- [Material provided]

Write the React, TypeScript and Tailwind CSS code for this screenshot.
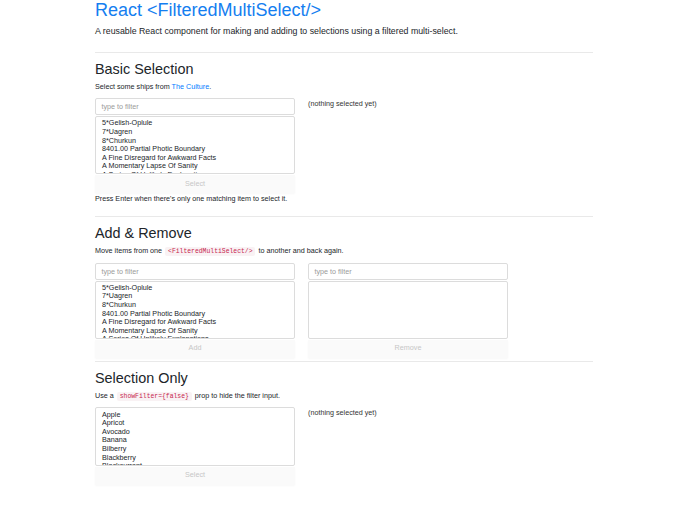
// Demo page for the <FilteredMultiSelect/> component: three example sections
import { useState } from 'react'

const SHIPS = [
  '5*Gelish-Oplule',
  '7*Uagren',
  '8*Churkun',
  '8401.00 Partial Photic Boundary',
  'A Fine Disregard for Awkward Facts',
  'A Momentary Lapse Of Sanity',
  'A Series Of Unlikely Explanations',
  'A Ship With A View',
]

const FRUITS = ['Apple', 'Apricot', 'Avocado', 'Banana', 'Bilberry', 'Blackberry', 'Blackcurrant', 'Blueberry']

function Code({ children }: { children: string }) {
  return (
    <code className="font-['Liberation_Mono',monospace] text-[6.4px] text-[#c7254e] bg-[#f9f2f4] px-[3px] py-[1px] rounded-[2px] mx-[1px]">
      {children}
    </code>
  )
}

function Section({ title, children }: { title: string; children: React.ReactNode }) {
  return (
    <section>
      <hr className="border-0 border-t border-[#e9e9e9] mt-[3px] mb-[8px]" />
      <h2 className="text-[14.4px] leading-[17.3px] font-medium mb-[3.6px]">{title}</h2>
      {children}
    </section>
  )
}

function MultiSelect({
  items, button, showFilter = true,
}: {
  items: string[]; button: string; showFilter?: boolean
}) {
  const [filter, setFilter] = useState('')
  const shown = items.filter(i => i.toLowerCase().includes(filter.toLowerCase()))

  return (
    <div>
      {showFilter && (
        <input
          value={filter}
          onChange={e => setFilter(e.target.value)}
          placeholder="type to filter"
          className="block w-full h-[17px] px-[5.4px] text-[7.2px] border border-[#dcdcdc] rounded-[2px] placeholder-[#9a9a9a] focus:outline-none"
        />
      )}
      <div className={`${showFilter ? 'mt-[1px] pt-[2px] h-[58px]' : 'pt-[3px] h-[59px]'} overflow-hidden border border-[#dcdcdc] rounded-[2px] pl-[6px] text-[7.2px] leading-[8.6px]`}>
        {shown.map(i => <div key={i} className="whitespace-nowrap">{i}</div>)}
      </div>
      <button disabled className="block w-full h-[18px] mt-[1px] bg-[#fafafa] shadow-[0_1px_2px_rgba(0,0,0,0.03)] text-[7.2px] text-[#c6c6c6]">
        {button}
      </button>
    </div>
  )
}

export default function App() {
  return (
    <div className="min-h-[512px] bg-white text-[#212529] font-['Liberation_Sans',Arial,sans-serif]">
      <div className="mx-auto w-[498px]">
        <h1 className="text-[18px] leading-[21.6px] font-medium text-[#147ef0] mb-[3.6px]">React &lt;FilteredMultiSelect/&gt;</h1>
        <p className="text-[8.8px] leading-[13.5px] mb-[13px]">A reusable React component for making and adding to selections using a filtered multi-select.</p>

        <Section title="Basic Selection">
          <p className="text-[7.2px] leading-[10.8px] mb-[6px]">
            Select some ships from <a className="text-[#007bff]">The Culture</a>.
          </p>
          <div className="grid grid-cols-[200px_200px] gap-x-[13px]">
            <MultiSelect items={SHIPS} button="Select" />
            <p className="text-[7.2px] leading-[10.8px] text-[#333] pt-[1px]">(nothing selected yet)</p>
          </div>
          <p className="text-[7.2px] leading-[10.8px] mt-[1px] mb-[11px]">Press Enter when there's only one matching item to select it.</p>
        </Section>

        <Section title="Add & Remove">
          <p className="text-[7.2px] leading-[10.8px] mb-[5px]">
            Move items from one <Code>{'<FilteredMultiSelect/>'}</Code> to another and back again.
          </p>
          <div className="grid grid-cols-[200px_200px] gap-x-[13px]">
            <MultiSelect items={SHIPS} button="Add" />
            <MultiSelect items={[]} button="Remove" />
          </div>
        </Section>

        <Section title="Selection Only">
          <p className="text-[7.2px] leading-[10.8px] mb-[4px]">
            Use a <Code>{'showFilter={false}'}</Code> prop to hide the filter input.
          </p>
          <div className="grid grid-cols-[200px_200px] gap-x-[13px]">
            <MultiSelect items={FRUITS} button="Select" showFilter={false} />
            <p className="text-[7.2px] leading-[10.8px] text-[#333] pt-[1px]">(nothing selected yet)</p>
          </div>
        </Section>
      </div>
    </div>
  )
}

- [Work instructions] Your task is to return the lines above, from the first one up to and including the line containing "const shown = items.filter(i", minus any pictures.

- [Task output]
Write the React, TypeScript and Tailwind CSS code for this screenshot.
// Demo page for the <FilteredMultiSelect/> component: three example sections
import { useState } from 'react'

const SHIPS = [
  '5*Gelish-Oplule',
  '7*Uagren',
  '8*Churkun',
  '8401.00 Partial Photic Boundary',
  'A Fine Disregard for Awkward Facts',
  'A Momentary Lapse Of Sanity',
  'A Series Of Unlikely Explanations',
  'A Ship With A View',
]

const FRUITS = ['Apple', 'Apricot', 'Avocado', 'Banana', 'Bilberry', 'Blackberry', 'Blackcurrant', 'Blueberry']

function Code({ children }: { children: string }) {
  return (
    <code className="font-['Liberation_Mono',monospace] text-[6.4px] text-[#c7254e] bg-[#f9f2f4] px-[3px] py-[1px] rounded-[2px] mx-[1px]">
      {children}
    </code>
  )
}

function Section({ title, children }: { title: string; children: React.ReactNode }) {
  return (
    <section>
      <hr className="border-0 border-t border-[#e9e9e9] mt-[3px] mb-[8px]" />
      <h2 className="text-[14.4px] leading-[17.3px] font-medium mb-[3.6px]">{title}</h2>
      {children}
    </section>
  )
}

function MultiSelect({
  items, button, showFilter = true,
}: {
  items: string[]; button: string; showFilter?: boolean
}) {
  const [filter, setFilter] = useState('')
  const shown = items.filter(i => i.toLowerCase().includes(filter.toLowerCase()))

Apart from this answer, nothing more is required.